# LISTED ENTRIES:
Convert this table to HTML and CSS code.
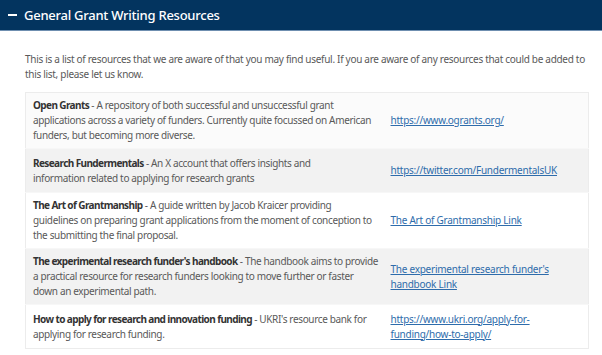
FILE: index.html
```html
<!DOCTYPE html>
<html lang="en">
<head>
<meta charset="utf-8">
<title>General Grant Writing Resources</title>
<link rel="stylesheet" href="styles.css">
</head>
<body>
<section class="panel">
  <header class="panel-head">
    <span class="toggle" aria-hidden="true"></span>
    <h2 class="panel-title">General Grant Writing Resources</h2>
  </header>
  <div class="panel-body">
    <p class="intro">This is a list of resources that we are aware of that you may find useful. If you are aware of any resources that could be added to this list, please let us know.</p>
    <table class="res-table">
      <colgroup><col class="c-desc"><col class="c-link"></colgroup>
      <tbody>
        <tr class="r-a">
          <td class="desc"><strong>Open Grants</strong> - A repository of both successful and unsuccessful grant<br>applications across a variety of funders. Currently quite focussed on American<br>funders, but becoming more diverse.</td>
          <td><a href="#">https://www.ogrants.org/</a></td>
        </tr>
        <tr class="r-b">
          <td class="desc"><strong>Research Fundermentals</strong> - An X account that offers insights and<br>information related to applying for research grants</td>
          <td><a href="#">https://twitter.com/FundermentalsUK</a></td>
        </tr>
        <tr class="r-c">
          <td class="desc"><strong>The Art of Grantmanship</strong> - A guide written by Jacob Kraicer providing<br>guidelines on preparing grant applications from the moment of conception to<br>the submitting the final proposal.</td>
          <td><a href="#">The Art of Grantmanship Link</a></td>
        </tr>
        <tr class="r-b">
          <td class="desc"><strong>The experimental research funder's handbook</strong> - The handbook aims to provide<br>a practical resource for research funders looking to move further or faster<br>down an experimental path.</td>
          <td><a href="#">The experimental research funder's handbook Link</a></td>
        </tr>
        <tr class="r-c">
          <td class="desc"><strong>How to apply for research and innovation funding</strong> - UKRI's resource bank for<br>applying for research funding.</td>
          <td><a href="#">https://www.ukri.org/apply-for-funding/how-to-apply/</a></td>
        </tr>
      </tbody>
    </table>
  </div>
</section>
</body>
</html>
```
FILE: styles.css
```css
html, body {
  margin: 0;
  padding: 0;
  background: #ffffff;
}
body {
  font-family: "Noto Sans", "DejaVu Sans", sans-serif;
  color: #595959;
}
.panel-head {
  display: flex;
  align-items: center;
  height: 30px;
  background: #03345f;
  border-bottom: 1px solid #6f8fb0;
  padding-left: 8px;
}
.toggle {
  width: 9px;
  height: 2px;
  background: #ffffff;
  margin-right: 7px;
}
.panel-title {
  margin: 0;
  font-size: 13px;
  font-weight: 500;
  letter-spacing: -0.25px;
  color: #ffffff;
}
.panel-body {
  padding: 21px 14px 0 25px;
}
.intro {
  margin: 0 0 11px 0;
  font-size: 10px;
  line-height: 14.5px;
  letter-spacing: -0.3px;
}
.res-table {
  width: 563px;
  border-collapse: collapse;
  table-layout: fixed;
  border: 1px solid #ececec;
  font-size: 10px;
  line-height: 15px;
  letter-spacing: -0.35px;
}
.c-desc { width: 358px; }
.c-link { width: 205px; }
.res-table tr { height: 44px; }
.res-table td {
  padding: 5px 7px;
  vertical-align: middle;
}
.res-table td.desc { white-space: nowrap; }
.res-table strong {
  color: #333333;
  font-weight: 700;
  letter-spacing: -0.6px;
}
.r-a { background: #fbfbfb; }
.r-b { background: #f2f2f2; }
.r-c { background: #ffffff; }
.res-table tr + tr td { border-top: 1px solid #f7f7f7; }
.res-table a {
  color: #2e6cab;
  text-decoration: underline;
  letter-spacing: -0.25px;
}
```
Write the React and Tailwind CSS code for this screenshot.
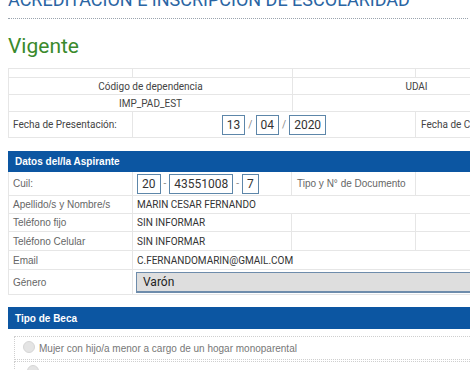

# PROBLEM STATEMENT:
Repeat every record above exactly, but leave out any pictures.

# ANSWER FOR THE TASK:
Convert this table to HTML and CSS code.
FILE: index.html
```html
<!DOCTYPE html>
<html lang="en">
<head>
<meta charset="utf-8">
<title>General Grant Writing Resources</title>
<link rel="stylesheet" href="styles.css">
</head>
<body>
<section class="panel">
  <header class="panel-head">
    <span class="toggle" aria-hidden="true"></span>
    <h2 class="panel-title">General Grant Writing Resources</h2>
  </header>
  <div class="panel-body">
    <p class="intro">This is a list of resources that we are aware of that you may find useful. If you are aware of any resources that could be added to this list, please let us know.</p>
    <table class="res-table">
      <colgroup><col class="c-desc"><col class="c-link"></colgroup>
      <tbody>
        <tr class="r-a">
          <td class="desc"><strong>Open Grants</strong> - A repository of both successful and unsuccessful grant<br>applications across a variety of funders. Currently quite focussed on American<br>funders, but becoming more diverse.</td>
          <td><a href="#">https://www.ogrants.org/</a></td>
        </tr>
        <tr class="r-b">
          <td class="desc"><strong>Research Fundermentals</strong> - An X account that offers insights and<br>information related to applying for research grants</td>
          <td><a href="#">https://twitter.com/FundermentalsUK</a></td>
        </tr>
        <tr class="r-c">
          <td class="desc"><strong>The Art of Grantmanship</strong> - A guide written by Jacob Kraicer providing<br>guidelines on preparing grant applications from the moment of conception to<br>the submitting the final proposal.</td>
          <td><a href="#">The Art of Grantmanship Link</a></td>
        </tr>
        <tr class="r-b">
          <td class="desc"><strong>The experimental research funder's handbook</strong> - The handbook aims to provide<br>a practical resource for research funders looking to move further or faster<br>down an experimental path.</td>
          <td><a href="#">The experimental research funder's handbook Link</a></td>
        </tr>
        <tr class="r-c">
          <td class="desc"><strong>How to apply for research and innovation funding</strong> - UKRI's resource bank for<br>applying for research funding.</td>
          <td><a href="#">https://www.ukri.org/apply-for-funding/how-to-apply/</a></td>
        </tr>
      </tbody>
    </table>
  </div>
</section>
</body>
</html>
```
FILE: styles.css
```css
html, body {
  margin: 0;
  padding: 0;
  background: #ffffff;
}
body {
  font-family: "Noto Sans", "DejaVu Sans", sans-serif;
  color: #595959;
}
.panel-head {
  display: flex;
  align-items: center;
  height: 30px;
  background: #03345f;
  border-bottom: 1px solid #6f8fb0;
  padding-left: 8px;
}
.toggle {
  width: 9px;
  height: 2px;
  background: #ffffff;
  margin-right: 7px;
}
.panel-title {
  margin: 0;
  font-size: 13px;
  font-weight: 500;
  letter-spacing: -0.25px;
  color: #ffffff;
}
.panel-body {
  padding: 21px 14px 0 25px;
}
.intro {
  margin: 0 0 11px 0;
  font-size: 10px;
  line-height: 14.5px;
  letter-spacing: -0.3px;
}
.res-table {
  width: 563px;
  border-collapse: collapse;
  table-layout: fixed;
  border: 1px solid #ececec;
  font-size: 10px;
  line-height: 15px;
  letter-spacing: -0.35px;
}
.c-desc { width: 358px; }
.c-link { width: 205px; }
.res-table tr { height: 44px; }
.res-table td {
  padding: 5px 7px;
  vertical-align: middle;
}
.res-table td.desc { white-space: nowrap; }
.res-table strong {
  color: #333333;
  font-weight: 700;
  letter-spacing: -0.6px;
}
.r-a { background: #fbfbfb; }
.r-b { background: #f2f2f2; }
.r-c { background: #ffffff; }
.res-table tr + tr td { border-top: 1px solid #f7f7f7; }
.res-table a {
  color: #2e6cab;
  text-decoration: underline;
  letter-spacing: -0.25px;
}
```
Write the React and Tailwind CSS code for this screenshot.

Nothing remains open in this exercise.